REQUIRED TASK: What is the number of lines in these entries that contain "this"? State it alone.

* start SOURCE MATERIAL *

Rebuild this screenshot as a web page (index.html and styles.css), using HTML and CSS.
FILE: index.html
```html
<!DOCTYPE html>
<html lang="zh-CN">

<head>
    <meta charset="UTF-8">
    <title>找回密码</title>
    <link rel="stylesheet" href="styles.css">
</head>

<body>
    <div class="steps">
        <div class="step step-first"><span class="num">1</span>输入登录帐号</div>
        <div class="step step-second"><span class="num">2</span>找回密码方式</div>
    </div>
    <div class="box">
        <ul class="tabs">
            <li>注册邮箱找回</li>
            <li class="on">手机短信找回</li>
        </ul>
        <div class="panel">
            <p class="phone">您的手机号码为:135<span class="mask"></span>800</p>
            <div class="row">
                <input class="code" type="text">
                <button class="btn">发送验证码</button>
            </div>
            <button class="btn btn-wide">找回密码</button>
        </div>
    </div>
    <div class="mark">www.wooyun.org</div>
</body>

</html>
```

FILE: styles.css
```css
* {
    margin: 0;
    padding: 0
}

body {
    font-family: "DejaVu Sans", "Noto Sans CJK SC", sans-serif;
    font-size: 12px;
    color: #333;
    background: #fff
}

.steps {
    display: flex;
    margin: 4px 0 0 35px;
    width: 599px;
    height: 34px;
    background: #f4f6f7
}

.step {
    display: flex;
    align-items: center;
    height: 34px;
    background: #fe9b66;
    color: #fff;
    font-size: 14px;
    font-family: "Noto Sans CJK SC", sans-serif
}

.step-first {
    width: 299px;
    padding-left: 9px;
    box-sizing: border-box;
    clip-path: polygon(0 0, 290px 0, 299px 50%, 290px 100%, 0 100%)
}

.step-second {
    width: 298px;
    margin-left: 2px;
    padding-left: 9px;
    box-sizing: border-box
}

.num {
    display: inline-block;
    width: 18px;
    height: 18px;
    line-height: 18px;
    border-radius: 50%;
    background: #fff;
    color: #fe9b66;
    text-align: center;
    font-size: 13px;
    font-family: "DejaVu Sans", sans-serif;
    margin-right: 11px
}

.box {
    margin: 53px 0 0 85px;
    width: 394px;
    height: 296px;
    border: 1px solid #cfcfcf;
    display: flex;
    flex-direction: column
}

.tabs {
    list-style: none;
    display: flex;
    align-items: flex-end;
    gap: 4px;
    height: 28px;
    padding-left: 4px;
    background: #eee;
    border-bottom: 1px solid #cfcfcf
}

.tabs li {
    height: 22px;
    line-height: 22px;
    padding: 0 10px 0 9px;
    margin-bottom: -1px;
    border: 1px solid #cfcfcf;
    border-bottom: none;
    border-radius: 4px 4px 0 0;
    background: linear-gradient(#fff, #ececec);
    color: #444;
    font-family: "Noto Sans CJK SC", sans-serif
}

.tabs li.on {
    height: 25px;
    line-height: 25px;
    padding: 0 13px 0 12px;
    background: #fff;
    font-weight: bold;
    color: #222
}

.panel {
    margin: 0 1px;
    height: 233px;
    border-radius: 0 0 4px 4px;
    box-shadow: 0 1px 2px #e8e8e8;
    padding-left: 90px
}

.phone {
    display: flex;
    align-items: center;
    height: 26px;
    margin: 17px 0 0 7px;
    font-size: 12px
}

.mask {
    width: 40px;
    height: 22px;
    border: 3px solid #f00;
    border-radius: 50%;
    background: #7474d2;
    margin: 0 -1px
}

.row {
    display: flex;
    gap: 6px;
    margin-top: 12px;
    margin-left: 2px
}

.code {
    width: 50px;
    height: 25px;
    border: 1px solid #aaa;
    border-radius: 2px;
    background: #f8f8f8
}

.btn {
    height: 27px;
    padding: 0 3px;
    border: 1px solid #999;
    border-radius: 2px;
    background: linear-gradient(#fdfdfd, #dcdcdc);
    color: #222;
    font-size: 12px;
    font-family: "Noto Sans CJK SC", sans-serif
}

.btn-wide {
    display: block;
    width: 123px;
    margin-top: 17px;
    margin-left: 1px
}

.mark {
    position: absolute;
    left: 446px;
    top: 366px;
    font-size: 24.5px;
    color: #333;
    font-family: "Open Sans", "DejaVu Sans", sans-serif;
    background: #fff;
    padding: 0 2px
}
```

* end SOURCE MATERIAL *
* start SOURCE MATERIAL *

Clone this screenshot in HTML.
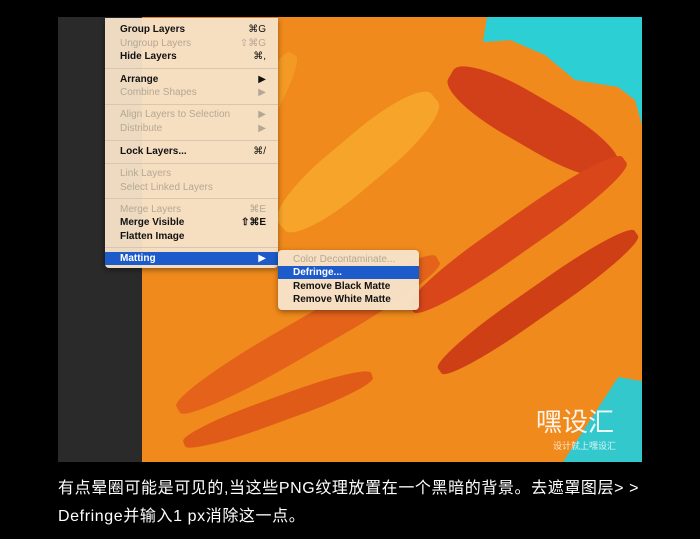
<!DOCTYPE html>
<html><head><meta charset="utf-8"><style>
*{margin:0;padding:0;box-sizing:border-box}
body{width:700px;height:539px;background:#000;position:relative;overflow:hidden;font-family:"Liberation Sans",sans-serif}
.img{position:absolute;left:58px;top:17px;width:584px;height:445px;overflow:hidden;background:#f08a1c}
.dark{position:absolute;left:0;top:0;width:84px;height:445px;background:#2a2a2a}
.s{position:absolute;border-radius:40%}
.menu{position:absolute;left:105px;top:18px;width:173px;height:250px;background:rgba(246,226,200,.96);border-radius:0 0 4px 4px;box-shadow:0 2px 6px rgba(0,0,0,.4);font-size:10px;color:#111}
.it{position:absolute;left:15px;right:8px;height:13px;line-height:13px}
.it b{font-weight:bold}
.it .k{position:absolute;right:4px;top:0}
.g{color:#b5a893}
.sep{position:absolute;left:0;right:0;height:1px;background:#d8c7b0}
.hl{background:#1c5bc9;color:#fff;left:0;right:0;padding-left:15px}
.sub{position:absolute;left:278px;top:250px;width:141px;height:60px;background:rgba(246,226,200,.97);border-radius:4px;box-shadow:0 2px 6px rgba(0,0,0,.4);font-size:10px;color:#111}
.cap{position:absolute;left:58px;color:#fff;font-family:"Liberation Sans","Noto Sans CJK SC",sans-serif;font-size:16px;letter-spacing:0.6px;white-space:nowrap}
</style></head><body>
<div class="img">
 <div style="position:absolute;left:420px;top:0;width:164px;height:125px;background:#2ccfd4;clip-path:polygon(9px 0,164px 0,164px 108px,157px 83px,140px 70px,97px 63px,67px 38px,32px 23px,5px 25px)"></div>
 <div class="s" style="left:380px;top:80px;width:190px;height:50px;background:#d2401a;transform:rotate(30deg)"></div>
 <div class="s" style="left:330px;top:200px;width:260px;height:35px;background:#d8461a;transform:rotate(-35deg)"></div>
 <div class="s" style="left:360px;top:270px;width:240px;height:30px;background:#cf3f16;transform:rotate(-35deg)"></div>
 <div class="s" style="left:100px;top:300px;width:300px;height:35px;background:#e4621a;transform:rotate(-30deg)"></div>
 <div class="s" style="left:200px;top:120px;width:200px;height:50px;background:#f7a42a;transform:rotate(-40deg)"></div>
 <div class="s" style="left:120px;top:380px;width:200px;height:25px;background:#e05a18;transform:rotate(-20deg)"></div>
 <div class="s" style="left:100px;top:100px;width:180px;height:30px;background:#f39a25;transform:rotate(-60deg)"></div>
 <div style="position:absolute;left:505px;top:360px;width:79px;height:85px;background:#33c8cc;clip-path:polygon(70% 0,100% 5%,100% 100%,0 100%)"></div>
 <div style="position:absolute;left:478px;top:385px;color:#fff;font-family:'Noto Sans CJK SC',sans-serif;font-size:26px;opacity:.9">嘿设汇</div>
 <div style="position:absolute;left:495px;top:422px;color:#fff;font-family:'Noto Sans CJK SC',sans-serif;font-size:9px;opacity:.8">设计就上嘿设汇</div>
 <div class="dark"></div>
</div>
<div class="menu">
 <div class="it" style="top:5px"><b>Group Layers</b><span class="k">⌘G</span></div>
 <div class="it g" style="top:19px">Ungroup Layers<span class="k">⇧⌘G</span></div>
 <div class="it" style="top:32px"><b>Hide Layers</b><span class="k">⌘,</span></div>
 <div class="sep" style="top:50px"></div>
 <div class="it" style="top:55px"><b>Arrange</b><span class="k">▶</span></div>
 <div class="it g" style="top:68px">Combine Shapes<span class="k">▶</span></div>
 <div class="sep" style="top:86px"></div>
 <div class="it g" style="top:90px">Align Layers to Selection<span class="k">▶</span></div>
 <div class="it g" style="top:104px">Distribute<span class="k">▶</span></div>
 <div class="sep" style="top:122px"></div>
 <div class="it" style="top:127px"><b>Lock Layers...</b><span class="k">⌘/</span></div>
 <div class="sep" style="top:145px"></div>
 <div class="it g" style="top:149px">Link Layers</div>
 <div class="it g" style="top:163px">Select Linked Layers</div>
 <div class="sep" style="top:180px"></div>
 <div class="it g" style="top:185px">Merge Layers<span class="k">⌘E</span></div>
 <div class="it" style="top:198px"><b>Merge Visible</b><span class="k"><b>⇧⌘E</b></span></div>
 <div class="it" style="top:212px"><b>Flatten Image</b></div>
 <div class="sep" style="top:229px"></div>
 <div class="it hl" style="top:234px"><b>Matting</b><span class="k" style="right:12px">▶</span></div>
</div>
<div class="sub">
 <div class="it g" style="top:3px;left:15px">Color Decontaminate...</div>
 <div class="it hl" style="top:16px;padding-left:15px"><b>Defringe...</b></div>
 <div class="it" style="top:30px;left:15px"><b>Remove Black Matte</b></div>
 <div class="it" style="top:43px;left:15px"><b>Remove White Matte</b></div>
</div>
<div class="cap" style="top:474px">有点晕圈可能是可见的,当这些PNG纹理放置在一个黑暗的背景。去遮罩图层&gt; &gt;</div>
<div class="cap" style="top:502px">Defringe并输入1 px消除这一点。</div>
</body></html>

* end SOURCE MATERIAL *

TASK SOLUTION: 2